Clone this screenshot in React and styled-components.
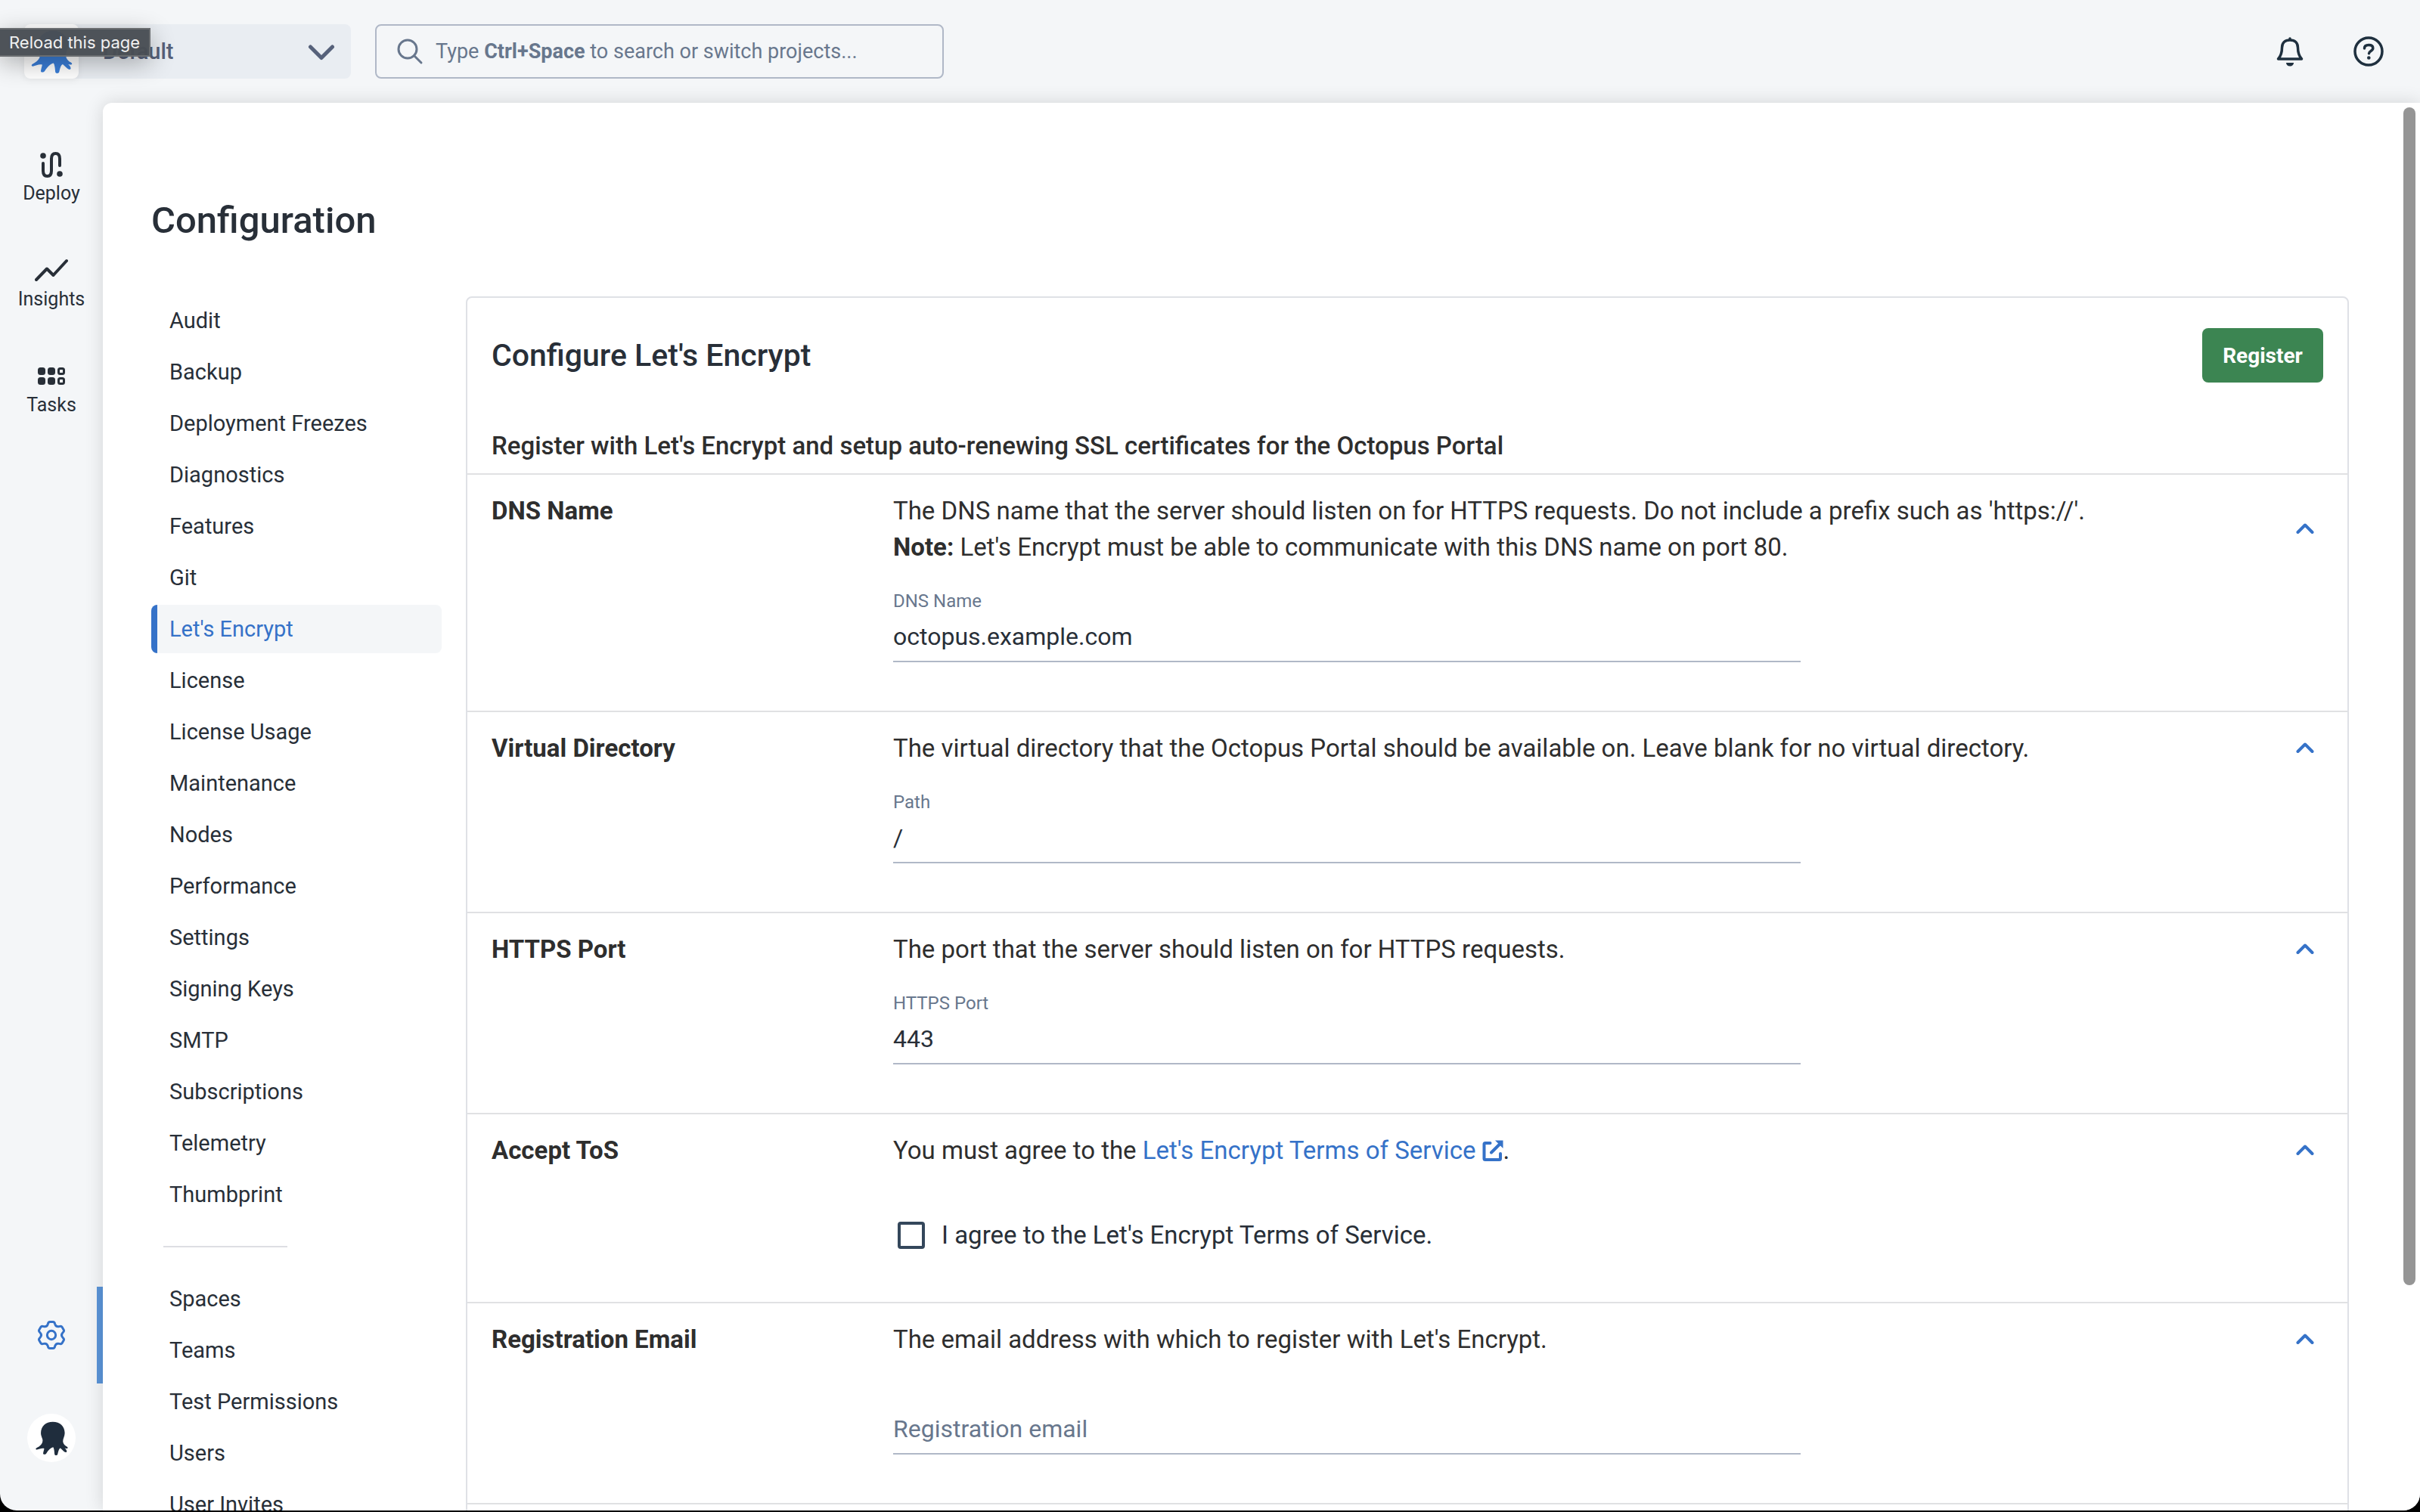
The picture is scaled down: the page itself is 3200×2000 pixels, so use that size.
import React from "react";
import styled, { createGlobalStyle } from "styled-components";

const Global = createGlobalStyle`
  * { box-sizing: border-box; }
  body { margin: 0; font-family: Roboto, sans-serif; background: #000; color: #282f38; }
  a { color: inherit; text-decoration: none; }
  button, input { font: inherit; color: inherit; }
  h1, h2, h3, p { margin: 0; }
`;

const Window = styled.div`
  position: relative;
  display: grid;
  grid-template: 136px minmax(0, 1fr) / 136px minmax(0, 1fr);
  height: calc(100vh - 2px);
  overflow: hidden;
  background: #f4f6f8;
  border-radius: 0 0 22px 22px;
`;

const Header = styled.header`
  grid-column: 1 / -1;
  display: flex;
  align-items: center;
  gap: 32px;
  padding: 0 36px 0 32px;
`;

const SpaceSwitcher = styled.button`
  display: flex;
  align-items: center;
  width: 432px;
  height: 72px;
  padding: 0 20px 0 0;
  border: 0;
  border-radius: 8px;
  background: #e9edf2;
  color: #56617a;
  font-size: 29px;
  font-weight: 500;
  text-align: left;
  > svg { margin-left: auto; }
`;

const SpaceLogo = styled.span`
  display: flex;
  align-items: center;
  justify-content: center;
  width: 72px;
  height: 72px;
  margin-right: 32px;
  border-radius: 8px;
  background: #fff;
  color: #3a7ed8;
  box-shadow: 0 2px 10px rgba(0, 0, 0, 0.06);
`;

const Search = styled.button`
  display: flex;
  align-items: center;
  gap: 16px;
  width: 752px;
  height: 72px;
  padding: 0 26px;
  border: 2px solid #b0b8c7;
  border-radius: 8px;
  background: none;
  color: #68778d;
  font-size: 27px;
`;

const HeaderActions = styled.div`
  display: flex;
  gap: 40px;
  margin-left: auto;
`;

const IconButton = styled.button`
  display: flex;
  align-items: center;
  justify-content: center;
  width: 64px;
  height: 64px;
  padding: 0;
  border: 0;
  border-radius: 50%;
  background: ${(p) => p.$fill || "none"};
  color: ${(p) => p.$color || "#1f303f"};
`;

const Tooltip = styled.div`
  position: absolute;
  left: 0;
  top: 37px;
  z-index: 2;
  height: 38px;
  padding: 0 12px;
  border: 2px solid #6a6d70;
  border-left: 0;
  background: rgba(72, 77, 84, 0.97);
  box-shadow: 0 8px 32px rgba(0, 0, 0, 0.3);
  color: #f1f1f1;
  font: 22px/34px Inter, sans-serif;
`;

const Rail = styled.nav`
  display: flex;
  flex-direction: column;
  align-items: stretch;
  padding: 30px 0 32px;
`;

const RailLink = styled.a`
  display: flex;
  flex-direction: column;
  align-items: center;
  justify-content: center;
  gap: 4px;
  height: ${(p) => (p.$active ? 128 : 140)}px;
  margin-top: ${(p) => (p.$active ? "auto" : 0)};
  border-right: ${(p) => (p.$active ? "8px solid #5b95d9" : "0")};
  padding-left: ${(p) => (p.$active ? 8 : 0)}px;
  color: ${(p) => (p.$active ? "#3572c8" : "inherit")};
  font-size: 25px;
  line-height: 32px;
`;

const Profile = styled.div`
  display: flex;
  justify-content: center;
  padding: 40px 0 32px;
`;

const Main = styled.main`
  position: relative;
  min-width: 0;
  overflow: hidden;
  padding: 128px 94px 0 64px;
  border-radius: 12px 0 0 0;
  background: #fff;
  box-shadow: 0 0 24px rgba(0, 0, 0, 0.14);
`;

const ScrollThumb = styled.div`
  position: absolute;
  top: 6px;
  right: 6px;
  width: 16px;
  height: calc(100% - 304px);
  border-radius: 8px;
  background: #959595;
`;

const PageTitle = styled.h1`
  margin-bottom: 72px;
  font-size: 49px;
  line-height: 56px;
  font-weight: 500;
`;

const Columns = styled.div`
  display: grid;
  grid-template-columns: 384px minmax(0, 1fr);
  align-items: start;
  gap: 32px;
`;

const Menu = styled.nav`
  display: flex;
  flex-direction: column;
  gap: 4px;
`;

const MenuLink = styled.a`
  height: 64px;
  padding-left: 16px;
  border-left: 8px solid ${(p) => (p.$active ? "#3572c8" : "transparent")};
  border-radius: 8px;
  background: ${(p) => (p.$active ? "#f4f6f8" : "none")};
  color: ${(p) => (p.$active ? "#3572c8" : "#282f38")};
  font-size: 29px;
  line-height: 64px;
`;

const MenuRule = styled.hr`
  width: 164px;
  height: 2px;
  margin: 32px 0 32px 16px;
  border: 0;
  background: #dddee3;
`;

const Card = styled.section`
  border: 2px solid #dfe1e6;
  border-radius: 8px 8px 0 0;
`;

const CardHeader = styled.div`
  display: flex;
  align-items: center;
  justify-content: space-between;
  height: 152px;
  padding: 0 32px;
`;

const CardTitle = styled.h2`
  font-size: 41px;
  font-weight: 500;
`;

const Primary = styled.button`
  width: 160px;
  height: 72px;
  border: 0;
  border-radius: 8px;
  background: #3c8552;
  color: #fff;
  font-size: 28px;
  font-weight: 700;
`;

const CardIntro = styled.h3`
  height: 80px;
  padding: 20px 32px 0;
  color: #2e2e2e;
  font-size: 33px;
  line-height: 48px;
  font-weight: 500;
`;

const Row = styled.section`
  display: grid;
  grid-template-columns: 499px minmax(0, 1fr) 48px;
  gap: 0 32px;
  padding: 24px 32px 64px;
  border-top: 2px solid #e0e1e3;
  color: #2e2e2e;
  font-size: 33px;
  line-height: 48px;
  strong { font-weight: 700; }
`;

const RowLabel = styled.h3`
  font-size: 33px;
  font-weight: 700;
`;

const Toggle = styled.button`
  display: flex;
  align-items: center;
  justify-content: center;
  padding: 0;
  border: 0;
  background: none;
  color: #3572c8;
`;

const Field = styled.div`
  grid-column: 2;
  display: flex;
  flex-direction: column;
  width: 1200px;
  max-width: 100%;
  padding-top: 28px;
`;

const FieldLabel = styled.label`
  height: 36px;
  color: #68778d;
  font-size: 24px;
  line-height: 38px;
`;

const TextInput = styled.input`
  width: 100%;
  height: 64px;
  padding: 0 0 2px;
  border: 0;
  border-bottom: 2px solid #b0b8c7;
  background: none;
  color: #282f38;
  font-size: 32px;
  outline: 0;
  &::placeholder { color: #68778d; opacity: 1; }
`;

const Agreement = styled.label`
  grid-column: 2;
  display: flex;
  align-items: center;
  gap: 22px;
  padding: 64px 0 0 6px;
  color: #282f38;
`;

const Checkbox = styled.input`
  appearance: none;
  width: 36px;
  height: 36px;
  margin: 0;
  border: 4px solid #34475b;
  border-radius: 4px;
`;

const TextLink = styled.a`
  color: #3572c8;
  svg { margin-left: 8px; vertical-align: -3px; }
`;

const Octopus = ({ size }) => (
  <svg width={size} height={size} viewBox="0 0 128 134" fill="currentColor" aria-hidden="true">
    <path d="M68 2C96 2 115 20 115 46C115 60 107 68 108 80C109 91 118 98 125 101C129 104 126 108 121 107L115 106C119 110 123 114 123 119C122 124 116 122 112 119L98 106C92 108 90 118 87 130C85 135 76 135 75 130C74 118 73 106 69 102C60 104 50 114 42 127C38 132 29 132 30 126C31 118 34 112 34 107C24 105 14 110 5 112C0 112 0 107 4 105C18 98 27 90 28 76C28 66 21 60 21 46C21 20 40 2 68 2Z" />
  </svg>
);

const DeployIcon = () => (
  <svg width="30" height="36" viewBox="0 -1 30 36" fill="none" stroke="currentColor" strokeWidth="4" strokeLinecap="round" aria-hidden="true">
    <path d="M4 15v10c0 5 2 7 5.500 7s5.500-2 5.500-7V9c0-5 2-7 5.500-7s5.500 2 5.500 7v9" />
    <circle cx="4" cy="5" r="3.800" fill="currentColor" stroke="none" />
    <circle cx="26" cy="29" r="3.800" fill="currentColor" stroke="none" />
  </svg>
);

const InsightsIcon = () => (
  <svg width="44" height="36" viewBox="0 0 44 36" fill="none" stroke="currentColor" strokeWidth="4" strokeLinecap="round" strokeLinejoin="round" aria-hidden="true">
    <path d="M2 30l14-14.500 8.500 8.500L42 5" />
  </svg>
);

const TasksIcon = () => (
  <svg width="38" height="36" viewBox="0 0 38 36" fill="currentColor" aria-hidden="true">
    {[6, 19].map((y) => (
      <g key={y}>
        <rect x="1" y={y} width="10" height="10" rx="3.500" />
        <rect x="14" y={y} width="10" height="10" rx="3.500" />
        <rect x="28.500" y={y + 1.5} width="7" height="7" rx="2" fill="none" stroke="currentColor" strokeWidth="3" />
      </g>
    ))}
  </svg>
);

// One tooth of the gear, repeated every 60 degrees around the centre.
const gearPath = (() => {
  const turn = (x, y, step) => {
    const a = (step * Math.PI) / 3;
    return `${(x * Math.cos(a) - y * Math.sin(a)).toFixed(1)} ${(x * Math.sin(a) + y * Math.cos(a)).toFixed(1)}`;
  };
  let d = "";
  for (let i = 0; i < 6; i += 1) {
    d += `${i ? "L" : "M"}${turn(-14, -44, i)}Q${turn(-12.500, -52.500, i)} ${turn(-6, -52.500, i)}`;
    d += `L${turn(6, -52.500, i)}Q${turn(12.500, -52.500, i)} ${turn(14, -44, i)}Q${turn(18, -31, i)} ${turn(-14, -44, i + 1)}`;
  }
  return `${d}Z`;
})();

const GearIcon = () => (
  <svg width="40" height="40" viewBox="-60 -60 120 120" fill="none" stroke="currentColor" strokeWidth="9" strokeLinejoin="round" aria-hidden="true">
    <path d={gearPath} />
    <circle r="17" />
  </svg>
);

const BellIcon = () => (
  <svg width="36" height="40" viewBox="0 0 36 40" fill="none" stroke="currentColor" strokeWidth="3.500" strokeLinejoin="round" aria-hidden="true">
    <path d="M18 5c-7 0-10.500 4-10.500 10 0 7-1.500 11-5 15h31c-3.500-4-5-8-5-15C28.500 9 25 5 18 5z" />
    <path d="M18 4V3" strokeLinecap="round" />
    <path d="M13 35h10c0 2.500-2 4.500-5 4.500s-5-2-5-4.500z" fill="currentColor" stroke="none" />
  </svg>
);

const HelpIcon = () => (
  <svg width="40" height="40" viewBox="0 0 40 40" fill="none" stroke="currentColor" strokeWidth="3.500" strokeLinecap="round" aria-hidden="true">
    <circle cx="20" cy="20" r="18" />
    <path d="M14.500 16c0-3 2.300-4.500 5.700-4.500 3.300 0 5.600 1.500 5.600 4.200 0 3.800-5.300 3.600-5.300 7" />
    <circle cx="20.300" cy="28.500" r="2.300" fill="currentColor" stroke="none" />
  </svg>
);

const SearchIcon = () => (
  <svg width="36" height="36" viewBox="0 0 36 36" fill="none" stroke="currentColor" strokeWidth="3" strokeLinecap="round" aria-hidden="true">
    <circle cx="15" cy="15" r="12" />
    <path d="M23.500 23.500l9.500 9.500" />
  </svg>
);

const ChevronDown = () => (
  <svg width="38" height="24" viewBox="0 0 38 24" fill="none" stroke="currentColor" strokeWidth="5" strokeLinecap="round" strokeLinejoin="round" aria-hidden="true">
    <path d="M4.500 6L19 20.500 33.500 6" />
  </svg>
);

const ChevronUp = () => (
  <svg width="24" height="16" viewBox="0 0 24 16" fill="none" stroke="currentColor" strokeWidth="4" strokeLinecap="round" strokeLinejoin="round" aria-hidden="true">
    <path d="M2.500 12L12 2.500l9.500 9.500" />
  </svg>
);

const ExternalIcon = () => (
  <svg width="28" height="28" viewBox="0 0 28 28" fill="none" stroke="currentColor" strokeWidth="4" strokeLinecap="round" strokeLinejoin="round" aria-hidden="true">
    <path d="M10.500 4H4Q2.500 4 2.500 5.500v19Q2.500 26 4 26h18.500q1.500 0 1.500-1.500V18M12 16.500L24 4.500" />
    <path d="M17 .5h10.500V11z" fill="currentColor" stroke="none" />
  </svg>
);

const firstLinks = ["Audit", "Backup", "Deployment Freezes", "Diagnostics", "Features", "Git", "Let's Encrypt", "License", "License Usage", "Maintenance", "Nodes", "Performance", "Settings", "Signing Keys", "SMTP", "Subscriptions", "Telemetry", "Thumbprint"];
const secondLinks = ["Spaces", "Teams", "Test Permissions", "Users", "User Invites"];

const MenuItems = ({ names }) =>
  names.map((name) => (
    <MenuLink key={name} href="#" $active={name === "Let's Encrypt"}>
      {name}
    </MenuLink>
  ));

const Setting = ({ title, help, children }) => (
  <Row>
    <RowLabel>{title}</RowLabel>
    <p>{help}</p>
    <Toggle type="button" aria-label={`Collapse ${title}`}>
      <ChevronUp />
    </Toggle>
    {children}
  </Row>
);

const TextField = ({ id, label, value, placeholder }) => (
  <Field>
    <FieldLabel htmlFor={id}>{label}</FieldLabel>
    <TextInput id={id} defaultValue={value} placeholder={placeholder} aria-label={placeholder} />
  </Field>
);

export default function App() {
  return (
    <>
      <Global />
      <Window>
        <Header>
          <SpaceSwitcher type="button">
            <SpaceLogo>
              <Octopus size={57} />
            </SpaceLogo>
            Default
            <ChevronDown />
          </SpaceSwitcher>
          <Search type="button">
            <SearchIcon />
            <span>
              Type <b>Ctrl+Space</b> to search or switch projects...
            </span>
          </Search>
          <HeaderActions>
            <IconButton type="button" aria-label="Notifications">
              <BellIcon />
            </IconButton>
            <IconButton type="button" aria-label="Help">
              <HelpIcon />
            </IconButton>
          </HeaderActions>
        </Header>
        <Tooltip role="tooltip">Reload this page</Tooltip>
        <Rail>
          <RailLink href="#">
            <DeployIcon />
            Deploy
          </RailLink>
          <RailLink href="#">
            <InsightsIcon />
            Insights
          </RailLink>
          <RailLink href="#">
            <TasksIcon />
            Tasks
          </RailLink>
          <RailLink href="#" $active aria-label="Configuration">
            <GearIcon />
          </RailLink>
          <Profile>
            <IconButton type="button" aria-label="Profile" $fill="#fff" $color="#1f2d3d">
              <Octopus size={45} />
            </IconButton>
          </Profile>
        </Rail>
        <Main>
          <PageTitle>Configuration</PageTitle>
          <Columns>
            <Menu>
              <MenuItems names={firstLinks} />
              <MenuRule />
              <MenuItems names={secondLinks} />
            </Menu>
            <Card>
              <CardHeader>
                <CardTitle>Configure Let's Encrypt</CardTitle>
                <Primary type="button">Register</Primary>
              </CardHeader>
              <CardIntro>Register with Let's Encrypt and setup auto-renewing SSL certificates for the Octopus Portal</CardIntro>
              <Setting
                title="DNS Name"
                help={
                  <>
                    The DNS name that the server should listen on for HTTPS requests. Do not include a prefix such as 'https://'.
                    <br />
                    <strong>Note:</strong> Let's Encrypt must be able to communicate with this DNS name on port 80.
                  </>
                }
              >
                <TextField id="dns" label="DNS Name" value="octopus.example.com" />
              </Setting>
              <Setting title="Virtual Directory" help="The virtual directory that the Octopus Portal should be available on. Leave blank for no virtual directory.">
                <TextField id="path" label="Path" value="/" />
              </Setting>
              <Setting title="HTTPS Port" help="The port that the server should listen on for HTTPS requests.">
                <TextField id="port" label="HTTPS Port" value="443" />
              </Setting>
              <Setting
                title="Accept ToS"
                help={
                  <>
                    You must agree to the{" "}
                    <TextLink href="#">
                      Let's Encrypt Terms of Service
                      <ExternalIcon />
                    </TextLink>
                    .
                  </>
                }
              >
                <Agreement>
                  <Checkbox type="checkbox" />
                  I agree to the Let's Encrypt Terms of Service.
                </Agreement>
              </Setting>
              <Setting title="Registration Email" help="The email address with which to register with Let's Encrypt.">
                <TextField id="email" placeholder="Registration email" />
              </Setting>
              <Row />
            </Card>
          </Columns>
          <ScrollThumb />
        </Main>
      </Window>
    </>
  );
}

§

**Task goal:** Scan the listing above. Collect all lines with the word "this".

**The answer:**
Clone this screenshot in React and styled-components.
        <Tooltip role="tooltip">Reload this page</Tooltip>
                    <strong>Note:</strong> Let's Encrypt must be able to communicate with this DNS name on port 80.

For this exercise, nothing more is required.